Activist architect brings passion for creative arts to at-risk youth in Brooklyn

Quardean Lewis-Allen has been named to the 2017 Forbes list of 30 Under 30 - Social Entrepreneurs. He founded Made in Brownsville to train the Brooklyn neighborhood's at-risk youth in the creative arts.

Quardean Lewis-Allen has been named to the 2017 Forbes list of 30 Under 30 - Social Entrepreneurs. He founded Made in Brownsville to train the Brooklyn neighborhood's at-risk youth in the creative arts.

Quardean Lewis-Allen (Architecture BS ’09), an activist architect who brings design education to at-risk youth, has been named to the 2017 Forbes list of 30 Under 30 — Social Entrepreneurs.
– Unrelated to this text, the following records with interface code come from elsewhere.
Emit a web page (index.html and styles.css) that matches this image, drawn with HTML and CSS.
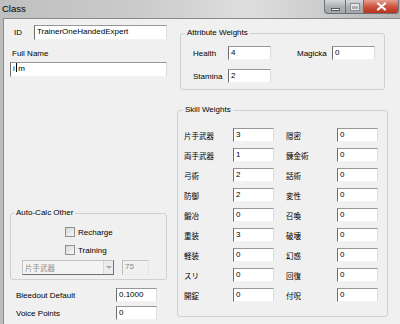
FILE: index.html
```html
<!DOCTYPE html>
<html lang="ja">
<head>
  <meta charset="UTF-8">
  <meta name="viewport" content="width=device-width, initial-scale=1.0">
  <title>Class</title>
  <link rel="stylesheet" href="styles.css">
</head>
<body>
  <div class="window">
    <div class="titlebar">
      <span class="title">Class</span>
      <div class="controls">
        <span class="ctl min"><span class="min-bar"></span></span>
        <span class="ctl max"><span class="max-box"></span></span>
        <span class="ctl close">
          <svg width="11" height="9" viewBox="0 0 11 9"><path d="M2 1.5 L9 7.5 M9 1.5 L2 7.5" stroke="#fff" stroke-width="2.2" stroke-linecap="round"/></svg>
        </span>
      </div>
    </div>

    <div class="client">
      <div class="col-left">
        <div class="id-row">
          <label>ID</label>
          <div class="edit id-edit">TrainerOneHandedExpert</div>
        </div>
        <label class="fn-label">Full Name</label>
        <div class="edit fn-edit">i<span class="caret"></span>m</div>

        <fieldset class="group autocalc">
          <legend>Auto-Calc Other</legend>
          <div class="group-body">
            <div class="check"><span class="box"></span>Recharge</div>
            <div class="check"><span class="box"></span>Training</div>
            <div class="combo-row">
              <div class="combo"><span class="jp">片手武器</span><span class="drop"><span class="arrow"></span></span></div>
              <div class="edit disabled small">75</div>
            </div>
          </div>
        </fieldset>

        <div class="field-row">
          <label>Bleedout Default</label>
          <div class="edit num">0.1000</div>
        </div>
        <div class="field-row voice">
          <label>Voice Points</label>
          <div class="edit num">0</div>
        </div>
      </div>

      <div class="col-right">
        <fieldset class="group attrs">
          <legend>Attribute Weights</legend>
          <div class="group-body attr-grid">
            <label>Health</label><div class="edit">4</div>
            <label>Magicka</label><div class="edit">0</div>
            <label>Stamina</label><div class="edit">2</div>
          </div>
        </fieldset>

        <fieldset class="group skills">
          <legend>Skill Weights</legend>
          <div class="group-body skill-grid">
            <label class="jp">片手武器</label><div class="edit">3</div><label class="jp">隠密</label><div class="edit">0</div>
            <label class="jp">両手武器</label><div class="edit">1</div><label class="jp">錬金術</label><div class="edit">0</div>
            <label class="jp">弓術</label><div class="edit">2</div><label class="jp">話術</label><div class="edit">0</div>
            <label class="jp">防御</label><div class="edit">2</div><label class="jp">変性</label><div class="edit">0</div>
            <label class="jp">鍛冶</label><div class="edit">0</div><label class="jp">召喚</label><div class="edit">0</div>
            <label class="jp">重装</label><div class="edit">3</div><label class="jp">破壊</label><div class="edit">0</div>
            <label class="jp">軽装</label><div class="edit">0</div><label class="jp">幻惑</label><div class="edit">0</div>
            <label class="jp">スリ</label><div class="edit">0</div><label class="jp">回復</label><div class="edit">0</div>
            <label class="jp">開錠</label><div class="edit">0</div><label class="jp">付呪</label><div class="edit">0</div>
          </div>
        </fieldset>
      </div>
    </div>
  </div>
</body>
</html>
```

FILE: styles.css
```css
* {
  box-sizing: border-box;
}
body {
  margin: 0;
  font-family: "Liberation Sans", "Noto Sans CJK JP", sans-serif;
  font-size: 8px;
  color: #000;
  background: #f0f0f0;
}
.window {
  width: 400px;
  height: 324px;
  overflow: hidden;
  display: flex;
  flex-direction: column;
  background: #bdbdbd;
}

/* title bar */
.titlebar {
  height: 18px;
  flex-shrink: 0;
  display: flex;
  align-items: flex-start;
  background: linear-gradient(90deg, #bfbfbf 0%, #cbcbcb 35%, #dedede 62%, #cdcdcd 80%, #b3b3b3 100%);
}
.title {
  font-size: 9.5px;
  line-height: 11px;
  padding: 3px 0 0 2px;
}
.controls {
  margin-left: auto;
  margin-right: 1px;
  display: flex;
}
.ctl {
  height: 14px;
  display: flex;
  align-items: center;
  justify-content: center;
  border: 1px solid #6c7177;
  border-top: none;
}
.min {
  width: 22px;
  border-radius: 0 0 0 4px;
  background: linear-gradient(#d6d8da, #aeb1b4 50%, #a3a6a9);
}
.max {
  width: 18px;
  border-left: none;
  background: linear-gradient(#d6d8da, #aeb1b4 50%, #a3a6a9);
}
.close {
  width: 35px;
  border-left: none;
  border-radius: 0 0 4px 0;
  background: linear-gradient(#e5a093, #cf5540 50%, #b8321f);
}
.min-bar {
  width: 9px;
  height: 3px;
  margin-top: 5px;
  background: #f4f4f4;
  border: 1px solid #555b61;
}
.max-box {
  width: 8px;
  height: 6px;
  border: 1px solid #e6e6e6;
  border-top-width: 2px;
  outline: 1px solid #8a8f94;
}

/* client area */
.client {
  flex: 1;
  margin-left: 3px;
  border-left: 1px solid #8a8a8a;
  border-top: 1px solid #8a8a8a;
  background: #f0f0f0;
  display: flex;
  gap: 10px;
  padding: 6px 0 0 6px;
}
.col-left {
  width: 157px;
  display: flex;
  flex-direction: column;
}
.col-right {
  width: 211px;
  display: flex;
  flex-direction: column;
}

.edit {
  height: 14px;
  line-height: 12px;
  padding: 0 2px;
  background: #fff;
  border: 1px solid;
  border-color: #979797 #dedede #f3f3f3 #6e6e6e;
  white-space: nowrap;
  overflow: hidden;
}
.edit.disabled {
  background: #f0f0f0;
  color: #8a8a8a;
  border-color: #c4c4c4 #e4e4e4 #ececec #bcbcbc;
}
.jp {
  font-size: 7.5px;
}

.id-row {
  display: flex;
  align-items: center;
  padding-left: 4px;
}
.id-row label {
  width: 20px;
}
.id-edit {
  flex: 1;
  height: 15px;
}
.fn-label {
  display: block;
  line-height: 10px;
  margin: 9px 0 0 2px;
}
.fn-edit {
  margin-top: 3px;
  height: 15px;
}
.caret {
  display: inline-block;
  width: 1.5px;
  height: 9px;
  margin: 0 1px;
  vertical-align: -1px;
  background: #000;
}

/* group boxes */
.group {
  margin: 0;
  padding: 0;
  min-width: 0;
  border: 1px solid #d0d0d0;
  border-radius: 3px;
}
.group legend {
  padding: 0 2px;
  line-height: 10px;
}
.autocalc {
  margin-top: 131px;
}
.autocalc legend {
  margin-left: 3px;
}
.autocalc .group-body {
  padding: 9px 0 4px 0;
}
.check {
  display: flex;
  align-items: center;
  gap: 3px;
  height: 10px;
  margin-left: 54px;
  margin-bottom: 8px;
}
.box {
  width: 10px;
  height: 10px;
  border: 1px solid #8e8f8f;
  background: linear-gradient(135deg, #d8d8d8, #f8f8f8);
}
.combo-row {
  display: flex;
  gap: 8px;
  margin: -3px 0 0 11px;
}
.combo {
  width: 92px;
  height: 15px;
  display: flex;
  align-items: center;
  padding-left: 2px;
  color: #8a8a8a;
  background: #f4f4f4;
  border: 1px solid;
  border-color: #c2c2c2 #6f6f6f #6f6f6f #c2c2c2;
}
.drop {
  margin-left: auto;
  width: 10px;
  height: 13px;
  display: flex;
  align-items: center;
  justify-content: center;
  border-left: 1px solid #d8d8d8;
  background: #ececec;
}
.arrow {
  width: 0;
  height: 0;
  border-left: 3px solid transparent;
  border-right: 3px solid transparent;
  border-top: 3px solid #a8a8a8;
}
.small {
  width: 27px;
  height: 15px;
}

.field-row {
  display: flex;
  align-items: center;
  margin-top: 8px;
  padding-left: 6px;
}
.field-row.voice {
  margin-top: 4px;
}
.field-row label {
  width: 100px;
}
.num {
  width: 41px;
}

/* right side */
.attrs {
  margin: 3px 3px 0;
}
.attrs legend {
  margin-left: 4px;
}
.attr-grid {
  display: grid;
  grid-template-columns: 35px 69px 35px 43px;
  row-gap: 9px;
  align-items: center;
  padding: 8px 9px 6px 12px;
}
.attr-grid .edit {
  width: 43px;
}
.skills {
  margin-top: 15px;
}
.skills legend {
  margin-left: 5px;
}
.skill-grid {
  display: grid;
  grid-template-columns: 49px 53px 51px 41px;
  row-gap: 6px;
  align-items: center;
  padding: 13px 9px 14px 6px;
}
.skill-grid .edit {
  width: 41px;
}
```
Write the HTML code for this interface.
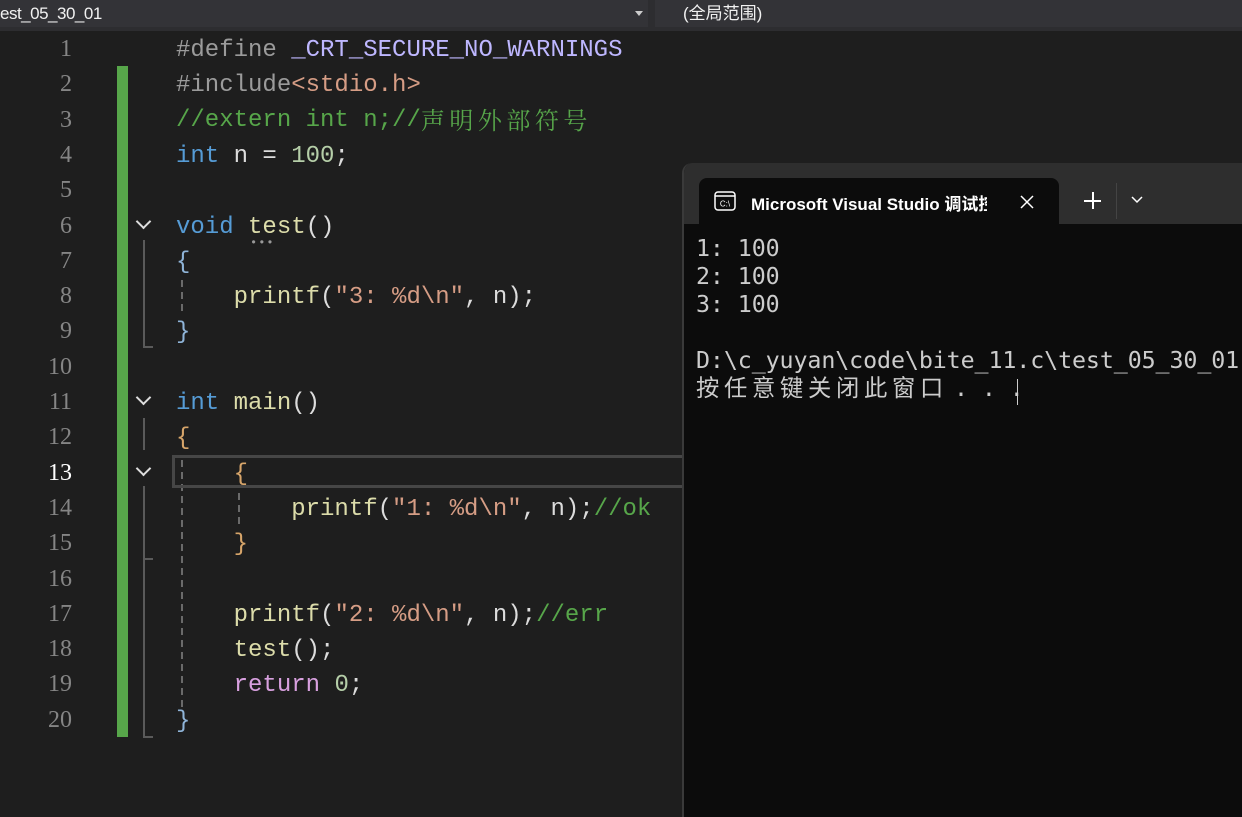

Lewis-Allen founded Made in Brownsville in 2013 to address the issue of minority underrepresentation in design and tech fields and youth unemployment in his native Brownsville, a troubled and crime-ridden section of Brooklyn. Made in Brownsville brings mentors working in creative fields in New York City to Brownsville to train teens in science, technology, math, art or design.

Working with Brownsville community leaders, participants are also given the opportunity to rebuild their community through projects in the neighborhood.

Prior to his work in Brownsville, Lewis-Allen worked for Perkins Eastman; developed affordable housing typologies for an eco-sustainable town in Anam, Nigeria, with the Chife Foundation; and studied social housing under Anne Lacaton in Paris and public art under Krzysztof Wodiczko. He earned his Master of Architecture from the Harvard Graduate School of Design.